Analysts at Janney Montgomery observed that triple-‘C’ rated corporates, “which have been a laggard in taxable fixed income total returns year-to-date,” saw 0.5% returns Wednesday over the prior day’s trading session “to bolster all of high yield, though other ratings categories helped as well.”
Moreover, for the week ended November 27, Thomson Reuters/Lipper U.S. Fund Flows posted net inflows into high yield funds of around US$348m, with investment grade corporate fund inflows amounting to more than US$4.5bn.
Also, the iShares iBoxx High Yield Corporate Bond exchange-traded fund (ETF / NYSEARCA: HYG) has risen a little more than 14% since its latest 52-week trough of around US$75.96 set on December 24, 2018, amid lower rates and tame volatility.
Overall, analysts have warned about the uptick of riskier assets at bond mutual funds, where total assets under management (AUM) appear to have more than doubled in the past ten years, and which represent about one-tenth of the entire corporate bond market.
In her congressional testimony in September, Federal Reserve governor Lael Brainard pointed out that yields on high yield corporate bonds, relative to U.S. Treasury securities, “remain somewhat narrow on a historical basis despite recent increases.”
She highlighted that in addition to generating losses for investors, declines in valuations “could make it more challenging for firms to obtain or extend financing—especially among risky, indebted firms—which in turn could be amplified by the high levels of risky corporate debt.”
“Both economic theory and econometric evidence point to the risk that excesses in corporate debt markets could amplify adverse shocks and contribute to job losses.
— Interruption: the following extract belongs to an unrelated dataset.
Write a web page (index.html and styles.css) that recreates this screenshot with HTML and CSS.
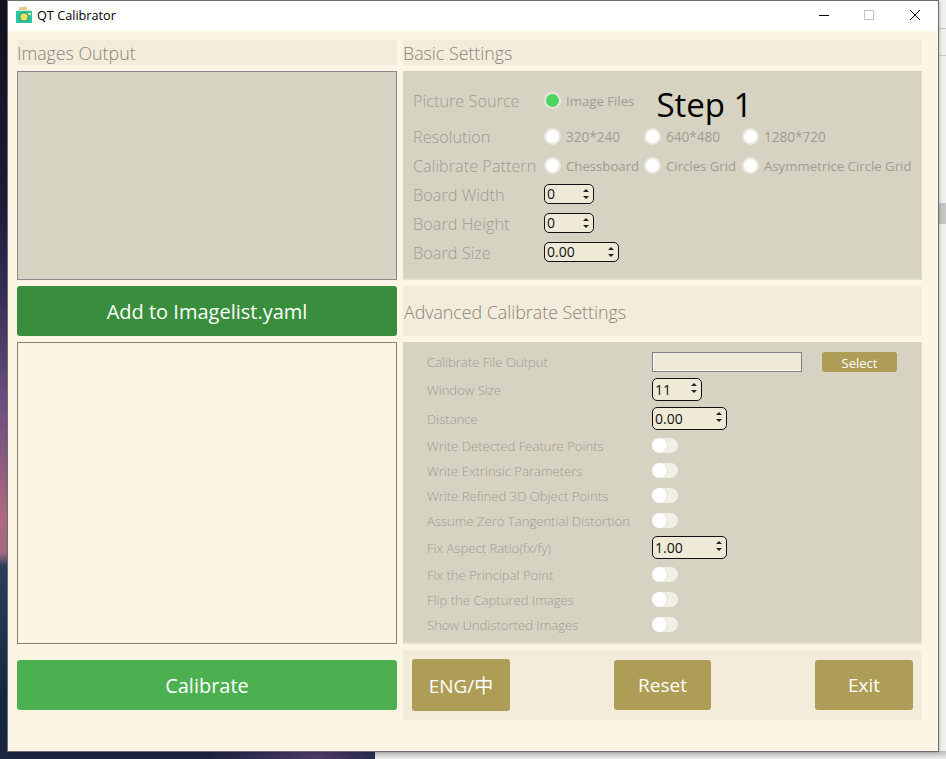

Over-indebted businesses may face payment strains when earnings fall unexpectedly, and they may respond by pulling back on employment and investment. The slowdown in activity lowers investor demand for risky assets, thereby raising spreads and depressing valuations. As business losses accumulate, and delinquencies and defaults rise, banks are less willing or able to lend. This dynamic feeds on itself, potentially amplifying downside risks into more serious financial stresses or a downturn.”
Fitch Ratings recently noted that its ‘Top Bonds of Concern’ list grew to US$48.4bn in November from US$33bn in the prior month, with Community Health Systems (NYSE: CYH) producing the lion’s share of the increase.
While Fitch’s trailing 12-months (TTM) U.S. high yield default rate for November stood at 2.6%, unchanged from October 31, it remained the highest level in nearly a year.
Fitch said it expects the rate to approach 3% by year-end 2019 “if the handful of announced distressed debt exchange (DDE) offerings are completed,” notably a US$2.6bn offer by Community Health, and if Panamanian construction company McDermott International (NYSE: MDR) fails to make its interest payment by its December 1 grace period expiration.
In the meantime, issuers of high yield corporate bonds continue to sell new offerings, amid sufficiently calm market conditions.